After the police lodged the FIR, the VHP began denying that the ceremony had been a ghar wapsi event. “The police were present at the event, so if conversion had taken place, why didn’t they arrest anybody?” asked Amiya Sarkar, the VHP’s vice president in Birbhum.

Dhanapati Hansda, one of the priests who performed the yagna, the ceremony, also denied it had to do with conversion. “It was simply a bhumi shuddhikaran [purifying the land] for a plot donated by a family to the VHP, where a students’ hostel, meditation hall, goshala [cow shed], temple and a school will be built.”

Dhanapati Hansda
Photo: Swati Sengupta

The VHP might be trying to hush up the event because arrests could backfire. At the same time, it plans to continue with its agenda. “Through our meetings, we have been able to put a check on the conversion of Hindus to Christianity and Islam. In the coming days, the result of our meetings and appeals to people will show,” said VHP’s Amiya Sarkar.
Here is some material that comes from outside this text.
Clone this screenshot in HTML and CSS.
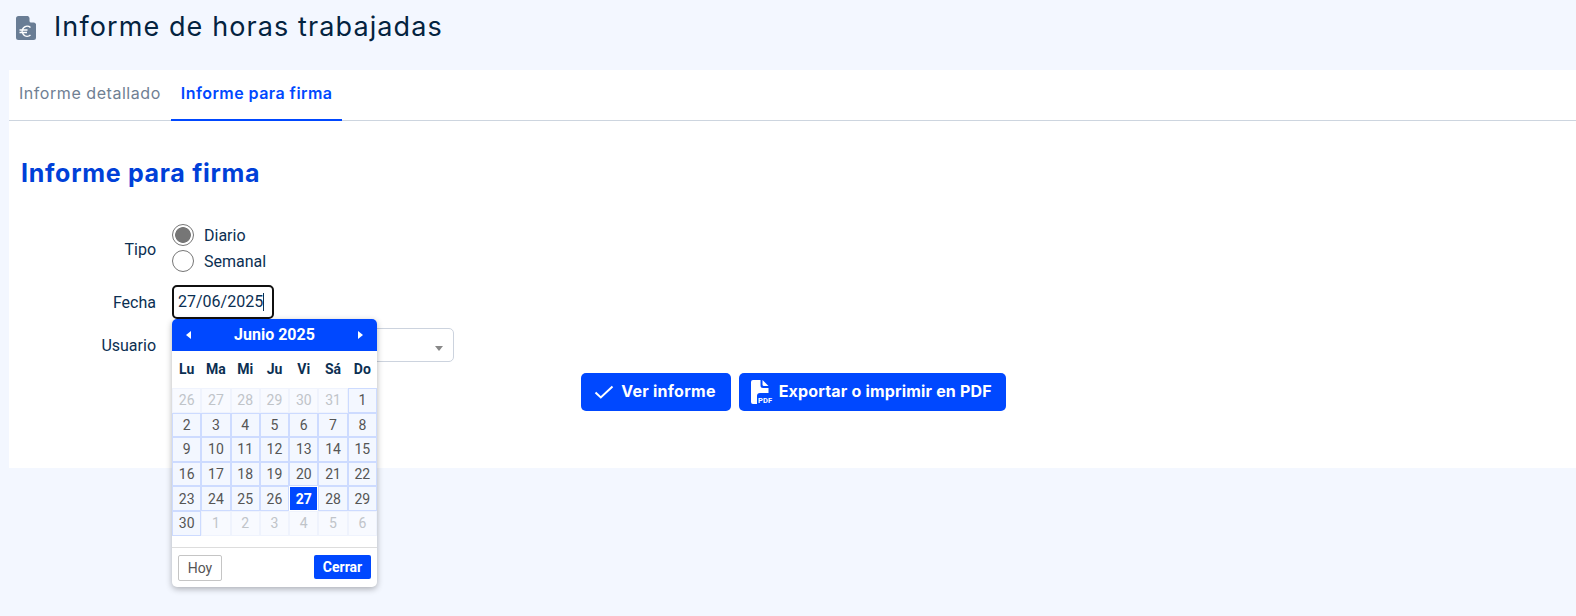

In this video clip, Churka Tudu, a VHP member from Birbhum district in West Bengal, talks to local journalists. The exchange has been translated from Bengali.

Video: Kanchan Dey

How many are Christians here and how many have "come back”?
About a hundred.

What is happening here?
A land that will have goshala, Shiva temple, students’ hostel, playground, etc -- things that will attract people to this place.

What is happening as part of the ghar wapsi and shuddhikaran?
Whatever the rituals are. To clean up the place and people [words unclear here], yajna, all those things that are part of the Hindu shastra for those who are coming back.

Which religion are they "coming back” from?

Why did they adopt Christianity?
They had been lured with promises for education, etc. Now they are coming back on their own.